Who again was the lead investigator for this ? And I don't care how many student he has taught at MIT neither how many Phds he has nurtured. He COST A LIFE of a young boyish but beautiful mind!


IF ABELSON's ANALYSIS merely reiterates that everyone acted according to any shitty policy then this man is soo DONE along with the people he is trying to protect.

Karma will do the rest.

Anonymous almost 10 years ago

Could someone please explain to me why it is MIT should have fought to defend this guy? I seriously don't understand it. He trespassed and abused the MIT network, he got busted and federally prosecuted, yet somehow MIT was supposed to stand up for him? Why?

Ron Newman \'79 almost 10 years ago

MIT Alumni can now log into http://swartz-review.mit.edu with an Infinite Connection account, and participate in the process. Thanks to Hal Abelson for making this possible

Anonymous almost 10 years ago

President Reif's letter to the community should be quoted in the dictionary to illustrate the meaning of the word "disingenuous." He doesn't need a committee to tell him that he personally chose not to call off the US attorney. Anyone know anything about university governance? Nothing this important happens without direct presidential involvement. Rief should come clean and apologize...or maybe resign.

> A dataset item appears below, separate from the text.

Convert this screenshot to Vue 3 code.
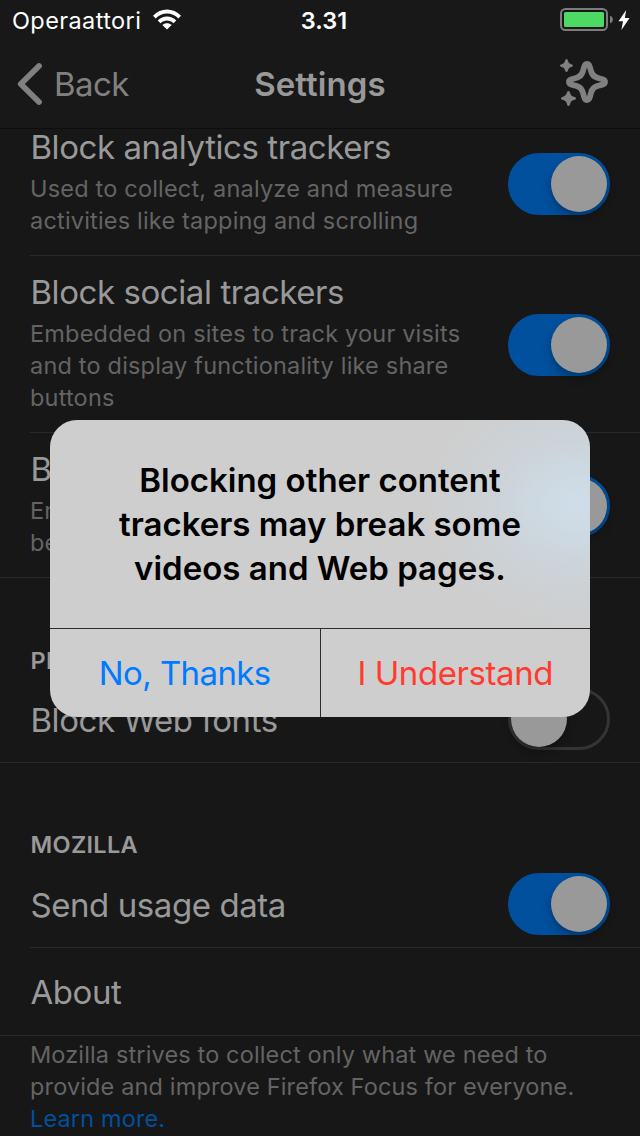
<script setup>
const blocking = [
  { key: 'analytics', title: 'Block analytics trackers', lines: ['Used to collect, analyze and measure', 'activities like tapping and scrolling'] },
  { key: 'social', title: 'Block social trackers', lines: ['Embedded on sites to track your visits', 'and to display functionality like share', 'buttons'] },
  { key: 'content', title: 'Block other content trackers', lines: ['Enabling may cause some pages to', 'behave unexpectedly'] },
]
</script>

<template>
  <div class="screen">
    <header class="top">
      <div class="status">
        <div class="carrier">
          <span class="carrier-name">Operaattori</span>
          <svg class="wifi" width="30" height="22" viewBox="0 0 30 22">
            <path d="M1 6.7C8.8-1.6 21.2-1.6 29 6.7L26.3 9.4C20 3 10 3 3.7 9.4Z" />
            <path d="M5.7 11.5C10.9 6.3 19.1 6.3 24.3 11.5L21.5 14.2C17.9 10.7 12.1 10.7 8.5 14.2Z" />
            <path d="M10.3 16.1C13 13.6 17 13.6 19.7 16.1L15 20.6Z" />
          </svg>
        </div>
        <span class="clock">3.31</span>
        <div class="power">
          <svg width="54" height="24" viewBox="0 0 54 24">
            <rect x="1" y="1" width="46" height="21" rx="4.5" fill="none" stroke="#7c7c7c" stroke-width="2" />
            <rect x="4" y="4" width="40" height="15" rx="1.5" fill="#4cd964" />
            <path d="M50 7.5Q53 9 53 11.5T50 15.5Z" fill="#7c7c7c" />
          </svg>
          <svg width="12" height="20" viewBox="0 0 12 20"><path d="M8.2 0L.5 11.2H5L3.4 20L11.6 8H6.8Z" fill="#fff" /></svg>
        </div>
      </div>
      <nav class="nav">
        <div class="back">
          <svg width="26" height="44" viewBox="0 0 26 44"><path d="M23 4L4.8 22L23 40" fill="none" stroke="#808080" stroke-width="5.8" stroke-linecap="round" stroke-linejoin="round" /></svg>
          <span class="back-label">Back</span>
        </div>
        <h1 class="heading">Settings</h1>
        <svg class="sparkle" width="50" height="50" viewBox="0 0 50 50">
          <path d="M27 4.8C29.8 4.8 29.9 8.7 31.2 12.7C32.3 16.4 33.7 17.7 37.2 18.8C41.2 20 45 20.2 45 22.9C45 25.6 41.2 25.8 37.2 27C33.7 28.1 32.3 29.4 31.2 33.1C29.9 37.1 29.8 41 27 41C24.2 41 24.1 37.1 22.8 33.1C21.7 29.4 20.3 28.1 16.8 27C12.8 25.8 9 25.6 9 22.9C9 20.2 12.8 20 16.8 18.8C20.3 17.7 21.7 16.4 22.8 12.7C24.1 8.7 24.2 4.8 27 4.8Z" fill="none" stroke="#808080" stroke-width="5.8" stroke-linejoin="round" />
          <path d="M6.5 0Q7.7 0 8 1.9Q8.5 4.7 11.2 5.2Q13 5.5 13 6.6Q13 7.7 11.2 8Q8.5 8.5 8 11.2Q7.7 13 6.5 13Q5.3 13 5 11.2Q4.5 8.5 1.8 8Q0 7.7 0 6.6Q0 5.5 1.8 5.2Q4.5 4.7 5 1.9Q5.3 0 6.5 0Z" fill="#808080" />
          <path d="M8.5 32Q9.8 32 10.2 34Q10.8 37.1 13.9 37.7Q16 38.1 16 39.4Q16 40.7 13.9 41.1Q10.8 41.7 10.2 44.8Q9.8 47 8.5 47Q7.2 47 6.8 44.8Q6.2 41.7 3.1 41.1Q1 40.7 1 39.4Q1 38.1 3.1 37.7Q6.2 37.1 6.8 34Q7.2 32 8.5 32Z" fill="#808080" />
        </svg>
      </nav>
    </header>

    <main class="list">
      <section>
        <div v-for="row in blocking" :key="row.key" class="row" :class="row.key">
          <div class="copy">
            <div class="title">{{ row.title }}</div>
            <div v-for="line in row.lines" :key="line" class="sub">{{ line }}</div>
          </div>
          <span class="toggle on"></span>
        </div>
      </section>
      <section>
        <h2 class="label label-performance">PERFORMANCE</h2>
        <div class="row fonts">
          <div class="title">Block Web fonts</div>
          <span class="toggle"></span>
        </div>
      </section>
      <section>
        <h2 class="label label-mozilla">MOZILLA</h2>
        <div class="row usage">
          <div class="title">Send usage data</div>
          <span class="toggle on"></span>
        </div>
        <div class="row about"><div class="title">About</div></div>
        <div class="footer">
          <div class="sub">Mozilla strives to collect only what we need to</div>
          <div class="sub">provide and improve Firefox Focus for everyone.</div>
          <div class="sub link">Learn more.</div>
        </div>
      </section>
    </main>

    <div class="dialog">
      <div class="message">
        <div>Blocking other content</div>
        <div>trackers may break some</div>
        <div>videos and Web pages.</div>
      </div>
      <div class="actions">
        <button class="action cancel">No, Thanks</button>
        <button class="action confirm">I Understand</button>
      </div>
    </div>
  </div>
</template>

<style>
html, body { background: #171717; }
</style>

<style scoped>
.screen {
  position: relative;
  width: 640px;
  height: 1136px;
  overflow: hidden;
  background: #171717;
  color: #999;
  font-family: Inter, "Liberation Sans", sans-serif;
  white-space: nowrap;
}
.top { height: 128px; border-bottom: 1px solid #0e0e0e; background: #181818; }
.status {
  display: grid;
  grid-template-columns: 1fr auto 1fr;
  align-items: center;
  height: 40px;
  padding: 0 10px 0 12px;
  color: #fff;
}
.carrier { display: flex; align-items: center; gap: 11px; }
.carrier-name { font-size: 23.5px; letter-spacing: 0.4px; }
.wifi { fill: #fff; }
.clock { padding-left: 6px; font-size: 23.5px; font-weight: 600; }
.power { display: flex; align-items: center; justify-content: flex-end; gap: 4px; }
.nav {
  display: grid;
  grid-template-columns: 1fr auto 1fr;
  align-items: center;
  height: 88px;
  padding: 0 30px 0 16px;
}
.back { display: flex; align-items: center; gap: 12px; color: #808080; font-size: 33px; }
.back-label { letter-spacing: -0.6px; }
.heading { margin: 0; padding-left: 14px; font-size: 33px; font-weight: 600; line-height: 44px; letter-spacing: 0.1px; }
.sparkle { justify-self: end; }
.row {
  display: flex;
  align-items: center;
  justify-content: space-between;
  box-sizing: border-box;
  margin-left: 30px;
  padding-right: 30px;
  border-bottom: 1px solid #2a2a2b;
}
.copy { margin-bottom: 3px; }
.copy .title { margin-bottom: 5px; }
.analytics { height: 127px; padding-bottom: 18px; }
.analytics .toggle { margin-top: 2px; }
.social { height: 177px; }
.content { height: 145px; margin-left: 0; padding-left: 30px; }
.social .toggle, .content .toggle { margin-top: 2px; }
.title { padding-left: 0.4px; font-size: 33px; line-height: 42px; letter-spacing: -0.42px; color: #999; }
.sub { font-size: 23.5px; line-height: 32px; letter-spacing: 0.19px; color: #646464; }
.toggle {
  position: relative;
  flex: none;
  box-sizing: border-box;
  width: 102px;
  height: 62px;
  border: 3px solid #323438;
  border-radius: 31px;
}
.toggle::after {
  content: "";
  position: absolute;
  top: 0;
  left: 0;
  width: 56px;
  height: 56px;
  border-radius: 50%;
  background: #999;
  box-shadow: 0 5px 10px rgba(0, 0, 0, 0.3);
}
.toggle.on { border-color: #00509e; background: #00509e; }
.toggle.on::after { left: 40px; }
.label { margin: 0 0 0 30.6px; font-size: 23.5px; font-weight: 600; line-height: 30px; letter-spacing: 0.3px; color: #999; }
.label-performance { padding-top: 68px; }
.label-mozilla { padding-top: 67px; }
.fonts { height: 87px; margin-left: 0; padding-left: 30px; }
.fonts .title, .usage .title { padding-top: 2px; }
.usage { height: 88px; }
.about { height: 88px; margin-left: 0; padding-left: 30px; }
.footer { padding: 3px 30px 0; }
.footer .sub { letter-spacing: 0.14px; }
.footer .link { color: #00509e; }
.dialog {
  position: absolute;
  top: 420px;
  left: 50px;
  width: 540px;
  height: 297px;
  overflow: hidden;
  border-radius: 27px;
  background: radial-gradient(ellipse 150px 125px at 525px 84px, #cfdee9 0%, #cdd9e2 25%, rgba(204, 213, 220, 0.65) 55%, rgba(206, 206, 207, 0) 100%), #cecece;
  color: #000;
}
.message {
  box-sizing: border-box;
  height: 209px;
  padding-top: 38px;
  border-bottom: 1px solid #2c2d30;
  font-size: 33px;
  font-weight: 600;
  line-height: 44px;
  text-align: center;
}
.actions { display: flex; height: 88px; }
.action {
  flex: 1;
  margin: 0;
  padding: 0;
  border: 0;
  background: none;
  font: 33px Inter, "Liberation Sans", sans-serif;
}
.cancel { color: #007aff; letter-spacing: -0.6px; }
.confirm { border-left: 1px solid #2c2d30; color: #ff3b30; letter-spacing: -0.42px; }
</style>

Anonymous almost 10 years ago

Anonymous Nobody expects MIT to defend the guy. In fact, it would be okay by everybody for administrative action against Aaron. What everybody has a problem with, is the university escalating an administrative violation to Feds.

When Zuckerberg brought down Stanford network with facemash etc, he wasn't handed over to Feds but slapped with administrative sanctions. Given that Aaron had a legitimate association with MIT, he could have been punished administratively.

Barry Kort almost 10 years ago

I didnt know Aaron Swartz personally, so I can only imagine how he felt in the wake of his treatment by the Justice System. Were I in his place, I would have been mortified by the disproportionate response by the US Attorney and I would have felt forsaken by the powers that be at MIT.